Recebeu críticas mornas (o site Buzzfeed foi mais fundo e criticou: "Jay- Z atingiu um nível de mediocridade admirável normalmente esperado de envelhecimento de rockstars") e passou longe de todas as listas de melhores discos do ano. Talvez por isso o rapper não tenha conseguido emplacar o álbum nas categorias principais da premiação.

Jay-Z continua vendendo discos, enchendo arenas e colecionando contratos publicitários milionários --o último, com a Samsung, foi firmado para que 1 milhão de cópias digitais do novo álbum fosse distribuído entre os usuários dos celulares da marca. A fama o credencia para tantas indicações, mas escancara a fragilidade da dita maior premiação da música mundial.

Comissões e votantes
Criada em 1958, a maior festa da música mundial segue forte na era dos streamings, mas por isso mesmo busca incessantemente dar uma repaginada nas categorias e, principalmente, no palco com shows de artistas populares. Nesta edição, se apresentam Katy Perry, Lorde, Metallica, Beyoncé, o próprio Jay-Z e o encontro especial entre Ringo Starr e Paul McCartney.

A audiência é garantida, mas isso não significa que haja coerência com a escolha dos indicados e vencedores. As categorias mais técnicas, por exemplo, não chegam a ser transmitidas. O prêmio de melhor rap já foi uma delas em 1989, quando foi criada.

Em um divertido e sincero artigo, o editor da revista "Vibe", Rob Kenner, disse que a culpa da escolha de indicados nem sempre coerente era culpa dele próprio. Um dos votantes do prêmio --formado por DJs, radialistas, executivos de gravadoras, assessores de imprensa, técnicos, músicos e redatores--, Kenner, que sempre escreveu releases de discos, escancarou como funciona a escolha das categorias e a própria votação.

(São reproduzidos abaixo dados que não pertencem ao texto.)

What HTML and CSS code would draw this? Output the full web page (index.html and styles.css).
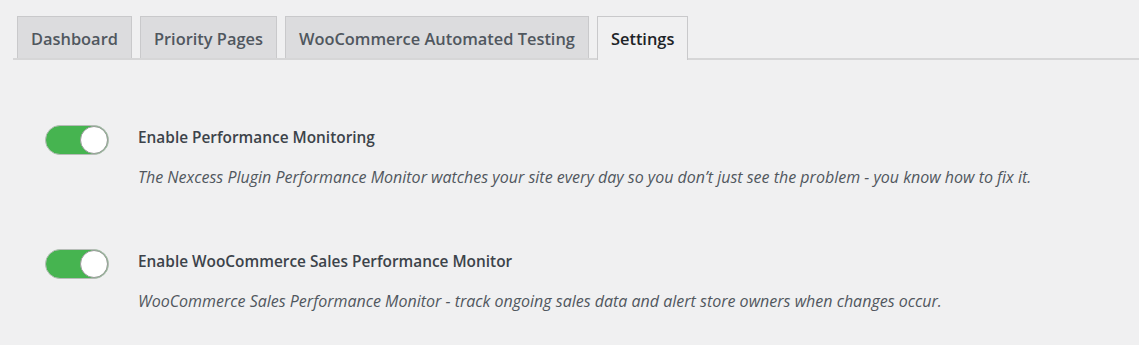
FILE: index.html
```html
<!DOCTYPE html>
<html>
<head>
	<meta charset="utf-8">
	<title>Settings</title>
	<link rel="stylesheet" href="styles.css">
</head>
<body>
<div class="wrap">
	<div class="nav-tabs">
		<a class="nav-tab" href="#">Dashboard</a>
		<a class="nav-tab" href="#">Priority Pages</a>
		<a class="nav-tab" href="#">WooCommerce Automated Testing</a>
		<a class="nav-tab nav-tab-active" href="#">Settings</a>
	</div>

	<div class="settings">
		<div class="setting-row">
			<label class="switch">
				<input type="checkbox" checked>
				<span class="slider"></span>
			</label>
			<div class="setting-text">
				<p class="setting-label">Enable Performance Monitoring</p>
				<p class="setting-desc">The Nexcess Plugin Performance Monitor watches your site every day so you don’t just see the problem - you know how to fix it.</p>
			</div>
		</div>

		<div class="setting-row">
			<label class="switch">
				<input type="checkbox" checked>
				<span class="slider"></span>
			</label>
			<div class="setting-text">
				<p class="setting-label">Enable WooCommerce Sales Performance Monitor</p>
				<p class="setting-desc">WooCommerce Sales Performance Monitor - track ongoing sales data and alert store owners when changes occur.</p>
			</div>
		</div>
	</div>
</div>
</body>
</html>
```

FILE: styles.css
```css
body, p {
	margin: 0
}

a {
	text-decoration: none
}

body {
	background-color: #f0f0f1;
	font-family: "Open Sans", "Noto Sans", sans-serif;
	color: #3c434a;
}

.wrap {
	padding: 16px 0 0 13px;
}

.nav-tabs {
	display: flex;
	gap: 8px;
	padding-left: 4px;
	border-bottom: 2px solid #d6d6d7;
	height: 42px;
}

.nav-tab {
	display: block;
	height: 42px;
	box-sizing: border-box;
	padding: 1px 13px 0;
	line-height: 42px;
	font-size: 16.4px;
	font-weight: 600;
	color: #50575e;
	background-color: #dcdcde;
	border: 1px solid #c9c9cb;
	border-bottom: none;
	white-space: nowrap;
}

.nav-tab-active {
	background-color: #f0f0f1;
	color: #1d2327;
	height: 44px;
}

.settings {
	display: flex;
	flex-direction: column;
	gap: 58px;
	padding: 63px 0 0 32px;
}

.setting-row {
	display: flex;
	gap: 29px;
}

.switch {
	position: relative;
	display: block;
	width: 64px;
	height: 30px;
	margin-top: 2px;
	flex-shrink: 0;
}

.switch input {
	display: none;
}

.slider {
	display: block;
	width: 100%;
	height: 100%;
	box-sizing: border-box;
	border-radius: 15px;
	background-color: #46b450;
	border: 1px solid #b6bcb7;
}

.slider::after {
	content: "";
	position: absolute;
	right: 1px;
	top: 1px;
	width: 28px;
	height: 28px;
	box-sizing: border-box;
	border-radius: 50%;
	background-color: #ffffff;
	border: 1px solid #9a9a9a;
}

.setting-text {
	padding-top: 3px;
}

.setting-label {
	font-size: 15.4px;
	font-weight: 600;
	line-height: 24px;
}

.setting-desc {
	font-size: 16px;
	font-style: italic;
	line-height: 24px;
	margin-top: 15px;
	color: #50575e;
}
```
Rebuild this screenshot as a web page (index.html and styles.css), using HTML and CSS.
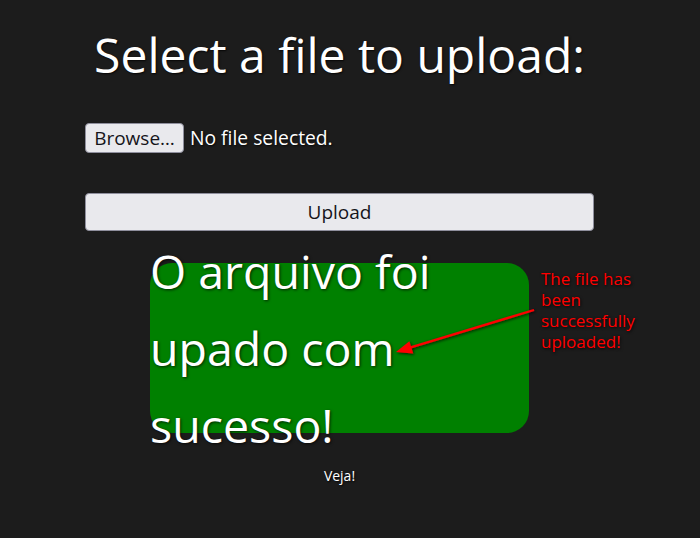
FILE: index.html
```html
<!DOCTYPE html>
<html lang="pt">
<head>
<meta charset="utf-8">
<title>Upload</title>
<link rel="stylesheet" href="styles.css">
</head>
<body>
<div class="wrap">
  <h1 class="title">Select a file to upload:</h1>
  <div class="file-row">
    <button class="btn browse" type="button">Browse…</button>
    <span class="file-status">No file selected.</span>
  </div>
  <button class="btn upload" type="button">Upload</button>
  <div class="result">
    <p class="result-text">O arquivo foi upado com sucesso!</p>
  </div>
  <p class="veja">Veja!</p>
</div>
<div class="note">The file has been successfully uploaded!</div>
<svg class="arrow" width="700" height="538" viewBox="0 0 700 538">
  <defs>
    <filter id="sh" x="-20%" y="-50%" width="140%" height="200%">
      <feDropShadow dx="1" dy="1" stdDeviation="1.5" flood-color="#000" flood-opacity="0.8"/>
    </filter>
  </defs>
  <g filter="url(#sh)">
    <line x1="534" y1="310" x2="410" y2="347.6" stroke="#ff0000" stroke-width="2.2"/>
    <polygon points="396,352 413.2,353.4 409.4,341.2" fill="#ff0000"/>
  </g>
</svg>
</body>
</html>
```
FILE: styles.css
```css
html, body {
  margin: 0;
  padding: 0;
}
body {
  background: #1c1c1c;
  color: #ffffff;
  font-family: "Open Sans", "Noto Sans", sans-serif;
  width: 700px;
  height: 538px;
  overflow: hidden;
  position: relative;
}
.wrap {
  margin-left: 85px;
  width: 509px;
  padding-top: 22px;
  display: flex;
  flex-direction: column;
}
.title {
  margin: 0;
  font-size: 48px;
  font-weight: 400;
  line-height: 65px;
  text-align: center;
  white-space: nowrap;
  text-shadow: 1px 1px 2px rgba(0,0,0,0.8);
}
.file-row {
  margin-top: 36px;
  display: flex;
  align-items: center;
  gap: 6px;
  font-size: 19.3px;
}
.btn {
  font-family: "Open Sans", "Noto Sans", sans-serif;
  font-size: 19px;
  color: #15141a;
  background: #e9e9ed;
  border: 1px solid #8f8f9d;
  border-radius: 4px;
  padding: 0;
  line-height: 26px;
}
.browse {
  width: 99px;
  height: 30px;
}
.file-status {
  line-height: 26px;
  text-shadow: 1px 1px 2px rgba(0,0,0,0.8);
}
.upload {
  margin-top: 40px;
  width: 509px;
  height: 38px;
}
.result {
  margin-top: 32px;
  margin-left: 65px;
  width: 379px;
  height: 170px;
  background: #008000;
  border-radius: 22px;
  display: flex;
  align-items: center;
}
.result-text {
  margin: 0;
  font-size: 46.5px;
  line-height: 77px;
  text-shadow: 1px 1px 3px rgba(0,0,0,0.7);
}
.veja {
  margin: 33px 0 0;
  text-align: center;
  font-size: 14px;
  line-height: 19px;
  text-shadow: 1px 1px 2px rgba(0,0,0,0.9);
}
.note {
  position: absolute;
  left: 541px;
  top: 268px;
  width: 112px;
  color: #ff0000;
  font-size: 17px;
  line-height: 21px;
  text-shadow: 1px 1px 3px rgba(0,0,0,0.9);
}
.arrow {
  position: absolute;
  left: 0;
  top: 0;
  pointer-events: none;
}
```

Dividido em comissões, os integrantes votantes precisam avaliar uma torre de discos, cedidos pelas próprias gravadoras, mas às vezes introduzidas por membros especiais chamado de Recording Academy. Os participantes da comissão não precisam necessariamente se preocupar com qualidade dos trabalhos, mas determinar, por exemplo, onde cada álbum se encaixa nas categorias. Rob exemplifica citando a categoria que premia os trabalhos de música reggae.

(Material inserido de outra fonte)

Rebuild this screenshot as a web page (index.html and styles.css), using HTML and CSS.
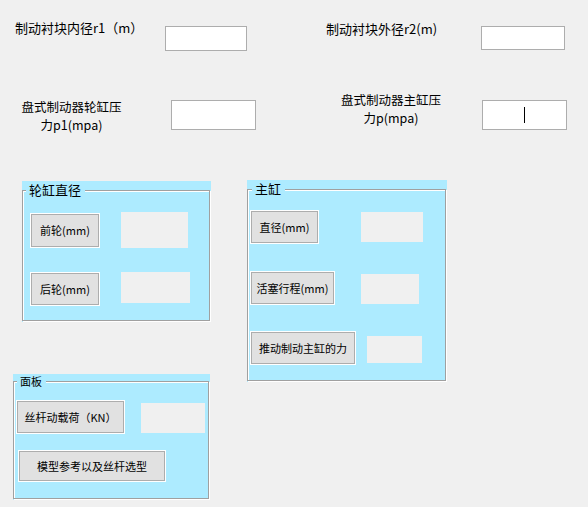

"As regras afirmam que 51% das faixas do álbum precisam ser compostas por música reggae (um gênero que inclui estilos tão díspares como reggae roots, ska , dub, dancehall) (...) Em uma categoria como reggae, em que grande parte da música é produzida por gravadoras menores e independentes, que podem não estar familiarizadas com o processo de entrada de Grammy, as melhores gravações são, por vezes, nem sequer submetido", relata Roy.

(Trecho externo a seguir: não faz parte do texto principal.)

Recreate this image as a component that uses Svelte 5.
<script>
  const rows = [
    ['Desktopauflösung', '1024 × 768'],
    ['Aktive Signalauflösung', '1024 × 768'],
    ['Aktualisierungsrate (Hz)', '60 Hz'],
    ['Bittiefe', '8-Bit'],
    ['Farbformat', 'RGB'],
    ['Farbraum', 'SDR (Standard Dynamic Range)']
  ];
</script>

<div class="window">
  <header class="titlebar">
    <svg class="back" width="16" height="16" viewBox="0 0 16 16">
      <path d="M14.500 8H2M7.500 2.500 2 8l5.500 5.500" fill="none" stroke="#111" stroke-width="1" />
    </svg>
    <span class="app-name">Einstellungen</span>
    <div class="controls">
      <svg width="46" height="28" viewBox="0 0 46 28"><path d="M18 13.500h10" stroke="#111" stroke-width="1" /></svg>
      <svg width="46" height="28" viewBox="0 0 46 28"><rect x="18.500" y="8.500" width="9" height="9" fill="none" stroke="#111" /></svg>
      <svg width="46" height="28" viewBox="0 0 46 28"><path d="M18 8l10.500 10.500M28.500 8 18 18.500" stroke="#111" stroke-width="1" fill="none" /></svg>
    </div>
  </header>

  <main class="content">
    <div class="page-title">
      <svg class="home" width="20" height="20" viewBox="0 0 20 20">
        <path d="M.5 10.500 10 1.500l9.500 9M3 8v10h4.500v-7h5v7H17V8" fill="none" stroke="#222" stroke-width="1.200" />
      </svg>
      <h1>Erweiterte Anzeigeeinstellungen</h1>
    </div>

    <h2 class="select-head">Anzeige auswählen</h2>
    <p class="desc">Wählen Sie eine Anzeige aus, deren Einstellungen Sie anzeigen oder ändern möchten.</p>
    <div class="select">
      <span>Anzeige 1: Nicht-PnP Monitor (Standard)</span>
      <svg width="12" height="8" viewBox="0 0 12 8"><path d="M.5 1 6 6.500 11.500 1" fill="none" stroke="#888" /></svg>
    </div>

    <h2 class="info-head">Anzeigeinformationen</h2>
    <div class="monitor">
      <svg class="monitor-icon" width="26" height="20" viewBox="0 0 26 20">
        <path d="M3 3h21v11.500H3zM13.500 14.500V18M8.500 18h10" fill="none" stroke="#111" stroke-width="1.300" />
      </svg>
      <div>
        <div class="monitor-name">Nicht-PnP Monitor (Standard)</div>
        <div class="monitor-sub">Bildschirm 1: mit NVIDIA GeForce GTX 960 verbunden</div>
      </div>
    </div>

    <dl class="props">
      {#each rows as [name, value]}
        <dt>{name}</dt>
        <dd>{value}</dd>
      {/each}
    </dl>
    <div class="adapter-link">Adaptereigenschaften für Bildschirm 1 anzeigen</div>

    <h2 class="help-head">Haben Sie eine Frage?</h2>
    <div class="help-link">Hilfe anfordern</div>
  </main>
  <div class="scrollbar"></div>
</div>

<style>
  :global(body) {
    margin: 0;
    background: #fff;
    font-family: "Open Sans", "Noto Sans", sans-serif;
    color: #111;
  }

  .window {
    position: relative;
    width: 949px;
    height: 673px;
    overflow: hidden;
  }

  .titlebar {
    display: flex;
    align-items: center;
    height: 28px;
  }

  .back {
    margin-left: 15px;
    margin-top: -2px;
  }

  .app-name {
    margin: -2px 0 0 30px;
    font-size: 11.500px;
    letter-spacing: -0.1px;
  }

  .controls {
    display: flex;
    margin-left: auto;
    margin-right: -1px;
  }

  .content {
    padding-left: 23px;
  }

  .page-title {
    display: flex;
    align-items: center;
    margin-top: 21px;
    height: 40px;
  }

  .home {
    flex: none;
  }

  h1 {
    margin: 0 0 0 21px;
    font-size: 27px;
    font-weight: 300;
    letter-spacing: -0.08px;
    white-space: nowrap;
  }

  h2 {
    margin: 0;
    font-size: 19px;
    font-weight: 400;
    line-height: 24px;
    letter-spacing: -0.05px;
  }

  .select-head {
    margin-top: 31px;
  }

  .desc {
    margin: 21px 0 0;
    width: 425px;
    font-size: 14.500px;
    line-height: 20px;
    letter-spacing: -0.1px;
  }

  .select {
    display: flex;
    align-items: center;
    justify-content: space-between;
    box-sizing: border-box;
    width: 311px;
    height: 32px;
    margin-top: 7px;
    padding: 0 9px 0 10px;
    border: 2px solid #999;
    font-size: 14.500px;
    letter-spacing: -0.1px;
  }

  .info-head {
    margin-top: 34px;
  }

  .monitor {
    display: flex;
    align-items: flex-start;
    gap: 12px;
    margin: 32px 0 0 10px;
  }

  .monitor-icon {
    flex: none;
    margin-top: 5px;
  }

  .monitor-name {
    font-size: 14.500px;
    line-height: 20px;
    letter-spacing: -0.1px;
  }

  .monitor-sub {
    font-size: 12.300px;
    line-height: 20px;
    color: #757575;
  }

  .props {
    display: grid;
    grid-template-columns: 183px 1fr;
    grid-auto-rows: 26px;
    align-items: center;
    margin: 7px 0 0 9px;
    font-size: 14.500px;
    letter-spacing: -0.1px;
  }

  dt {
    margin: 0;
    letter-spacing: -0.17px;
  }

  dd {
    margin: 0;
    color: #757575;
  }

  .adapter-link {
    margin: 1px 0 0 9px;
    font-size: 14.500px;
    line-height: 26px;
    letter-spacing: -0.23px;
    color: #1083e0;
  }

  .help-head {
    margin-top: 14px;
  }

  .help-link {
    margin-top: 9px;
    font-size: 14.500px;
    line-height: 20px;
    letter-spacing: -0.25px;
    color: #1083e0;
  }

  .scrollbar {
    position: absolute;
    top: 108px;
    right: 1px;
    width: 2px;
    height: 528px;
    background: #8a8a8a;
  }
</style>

Sendo assim, cada um dos votantes pode votar em até 20 categorias, incluindo as principais (gravação do ano, álbum do ano, canção do ano e melhor artista novo), mas que não necessariamente são de sua especialidade, abrindo espaço para que os artistas mais famosos conquistem mais votos, independe da qualidade ou relevância do seu trabalho.

Na categoria rap, o novato Chance the Rapper foi bradado como revelação de 2013 com o disco "Acid Rap", e até o veterano Eminem fez sua volta triunfal (mais bem acolhido pelas resenhas do que o disco do Jay-Z). Ambos ficaram de fora da categoria.

"Isto é especialmente verdade em categorias especializadas, como reggae e, em menor grau, hip-hop, em que muitos membros votantes da Recording Academy podem não estar bem familiarizados com os melhores lançamentos em um determinado ano". Roy continua:  "Eu me abstive de votar nas categorias de heavy metal e música clássica, porque eu sei muito pouco sobre esses gêneros. Mas eu poderia, se eu quisesse".

O escritor propõe que o processo seja transparente, para que outros profissionais da área possam se inscrever para participar das comissões e, assim, tentar deixar o prêmio mais fidedigno e relevante na música, e não apenas para a indústria musical. Enquanto o quadro de votantes ou o próprio módulo não se renova, resta acompanhar a premiação no domingo e saber se Jay-Z será coroado com o maior número de prêmios.